When I returned to Moscow, I decided to make a more thorough check of this adsorbent. As a result of this test, it was proved that after adsorption, soman could exist in its solid state indefinitely without degrading. Moreover, aluminum oxide stopped adsorbing soman after acidic vapor, or just hydrogen chloride gas or clorine, was passed through it. The concentration of hydrochloric acid in the atmosphere of the Volgograd plant exceeded the permissible standards by hundreds of times. So this huge monolith had entirely stopped working as a “filter” a long time before. Still, it contained huge quantities of the dangerous chemical agent.
The plants for producing phosphorous chloride, which was a precursor for the synthesis of phosphoorganic compounds including soman and sarin, were continuously secreting unbroken clouds of chlorine and hydrogen chloride into the open air.
I went on a number of business trips to our Volgograd branch and to the Volgograd Institute of Toxicology and Professional Pathology. Their buildings were located on the territory of the NPO “Khimprom”. Along with the employees of these institutions, I was repeatedly “assaulted” by chlorine gas. In this place it was sometimes even difficult to see each other in the workrooms, due to the extremely high gas content. Only a gas mask could help, and gas masks were provided to all the visitors, who had to wear them until they left the territory of the NPO enterprise.
Sometimes distance could not save you from a gas attack, even if you were far away from the plant. I remember that during one of my first visits to Volgograd, we stayed in the Beketovka settlement, which is 7 kilometers from “Khimprom”. In the middle of one summer night, we woke up suffocating. Immediately we understood from the smell that we were being poisoned with chlorine. We could save ourselves only by closing all the windows and covering them with wet sheets and blankets.
The residents of the settlement and of other regions located within the zone of the gas attack could breathe somewhat easily only when the wind shifted direction. If the wind was blowing from the plant, which is on the banks of the Volga River, it was a real disaster. No wonder all this led to massive protests by the inhabitants, even during times of Communist stagnation. Unfortunately, the protests did not produce any tangible results. From time to time, party leaders simply found some scapegoat, leaving the existing production process unchanged.
Aluminum oxide was equally unsuitable as a filtering adsorbent for purifying the emissions from GOSNIIOKhT. In the laboratory rooms, calcium hypochlorite and hydrochloric acid (the solution of hydrogen chloride gas in water) are used almost everywhere on a daily basis to destroy chemical agents, to neutralize chemicals on the laboratory glassware, gloves and other items for individual protection. Since aluminum oxide is very quickly deactivated by acid and chlorine, it would be absolutely useless in a filter.

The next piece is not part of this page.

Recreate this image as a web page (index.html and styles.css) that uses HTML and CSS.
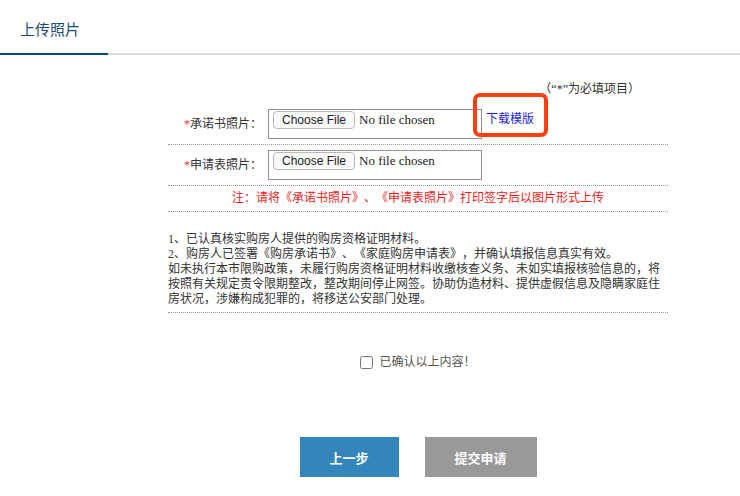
FILE: index.html
```html
<!DOCTYPE html>
<html lang="zh-CN">
<head>
<meta charset="utf-8">
<title>上传照片</title>
<link rel="stylesheet" href="styles.css">
</head>
<body>
<div class="tabs">
  <div class="tab">上传照片</div>
</div>
<div class="form">
  <div class="req">（“*”为必填项目）</div>
  <div class="row">
    <div class="label"><span class="star">*</span>承诺书照片：</div>
    <div class="filebox"><input type="file" class="file"></div>
    <a class="dl" href="#">下载模版</a>
    <div class="mark"></div>
  </div>
  <div class="row">
    <div class="label"><span class="star">*</span>申请表照片：</div>
    <div class="filebox"><input type="file" class="file"></div>
  </div>
  <div class="note">注：请将《承诺书照片》、《申请表照片》打印签字后以图片形式上传</div>
  <div class="terms">1、已认真核实购房人提供的购房资格证明材料。<br>2、购房人已签署《购房承诺书》、《家庭购房申请表》，并确认填报信息真实有效。<br>如未执行本市限购政策，未履行购房资格证明材料收缴核查义务、未如实填报核验信息的，将<br>按照有关规定责令限期整改，整改期间停止网签。协助伪造材料、提供虚假信息及隐瞒家庭住<br>房状况，涉嫌构成犯罪的，将移送公安部门处理。</div>
  <label class="confirm"><input type="checkbox" class="chk">已确认以上内容！</label>
  <div class="actions">
    <button class="btn btn-prev">上一步</button>
    <button class="btn btn-submit">提交申请</button>
  </div>
</div>
</body>
</html>
```

FILE: styles.css
```css
* { box-sizing: border-box; }
body {
  margin: 0;
  background: #fff;
  font-family: "Liberation Serif", "Noto Sans CJK SC", serif;
  font-size: 12px;
  color: #333;
  text-spacing-trim: space-all;
}
.tabs {
  display: flex;
  height: 55px;
  border-bottom: 2px solid #dcdcdc;
}
.tab {
  width: 108px;
  height: 55px;
  padding: 20px 0 0 20px;
  margin-bottom: -2px;
  border-bottom: 2px solid #0b4a78;
  font-family: "Noto Sans CJK SC", sans-serif;
  font-size: 15px;
  line-height: 18px;
  color: #1c4a75;
}
.form {
  width: 500px;
  margin-left: 168px;
}
.req {
  margin-top: 27px;
  margin-bottom: 8px;
  line-height: 14px;
  text-align: right;
  padding-right: 28px;
  color: #333;
}
.row {
  position: relative;
  display: flex;
  align-items: flex-start;
  padding: 5px 0;
  border-bottom: 1px dotted #999;
}
.label {
  width: 100px;
  padding-right: 6px;
  height: 30px;
  line-height: 30px;
  text-align: right;
  color: #333;
}
.star { color: #f33; }
.filebox {
  width: 214px;
  height: 30px;
  border: 1px solid #8f8f8f;
  padding: 1px 0 0 4px;
  overflow: hidden;
}
.file {
  font-family: "Liberation Serif", serif;
  font-size: 13px;
  color: #222;
}
.file::file-selector-button {
  font-family: "Liberation Sans", sans-serif;
  font-size: 12px;
  height: 18px;
  padding: 0 8px;
  margin-right: 4px;
  border: 1px solid #b9b9b9;
  border-radius: 4px;
  background: #fafafa;
  color: #222;
}
.dl {
  margin-left: 4px;
  margin-top: 3px;
  line-height: 15px;
  color: #1f1fe6;
  text-decoration: none;
}
.mark {
  position: absolute;
  left: 305px;
  top: -11px;
  width: 75px;
  height: 44px;
  border: 4px solid #fd3e12;
  border-radius: 7px;
}
.note {
  padding: 5px 0;
  line-height: 15px;
  text-align: center;
  color: #f51c1c;
  border-bottom: 1px dotted #999;
}
.terms {
  margin-top: 20px;
  padding-bottom: 5px;
  line-height: 15px;
  white-space: nowrap;
  color: #333;
  border-bottom: 1px dotted #999;
}
.confirm {
  display: flex;
  align-items: center;
  justify-content: center;
  margin-top: 42px;
  line-height: 15px;
  color: #555;
}
.chk {
  width: 13px;
  height: 13px;
  margin: 0 6px 0 0;
}
.actions {
  display: flex;
  justify-content: center;
  gap: 26px;
  margin-top: 67px;
}
.btn {
  height: 40px;
  border: none;
  color: #fff;
  font-family: "Noto Sans CJK SC", sans-serif;
  font-size: 13px;
  font-weight: bold;
}
.btn-prev { width: 99px; background: #3385bb; }
.btn-submit { width: 112px; background: #999; }
```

Additionally, there is another substantial obstacle that prevents the use of any filters in the path of the air vented into the atmosphere.
According to the safety standards for working with chemical agents, the linear velocity of the air sucked by the ventilation into the laboratory exhaust hood should be at least 1.0 meter per second. It is believed that only this air speed, as measured at the hood gate when opened to 40 centimeters above the surface of a table, can guarantee certain safety to people working with chemical agents. Additional airflow is forced into each room through the ventilation with air-blowers located close to the laboratory building, in order not to create a rarefied atmosphere during the constant suction through the exhaust hood. The pressure equilibrium between outgoing and incoming air volumes is maintained in this way. Every room is equipped with its own ventilator fan, which constantly drives air out of the building. The capacity of each ventilator is calculated for maintaining the necessary exhaust air velocity and no more than that.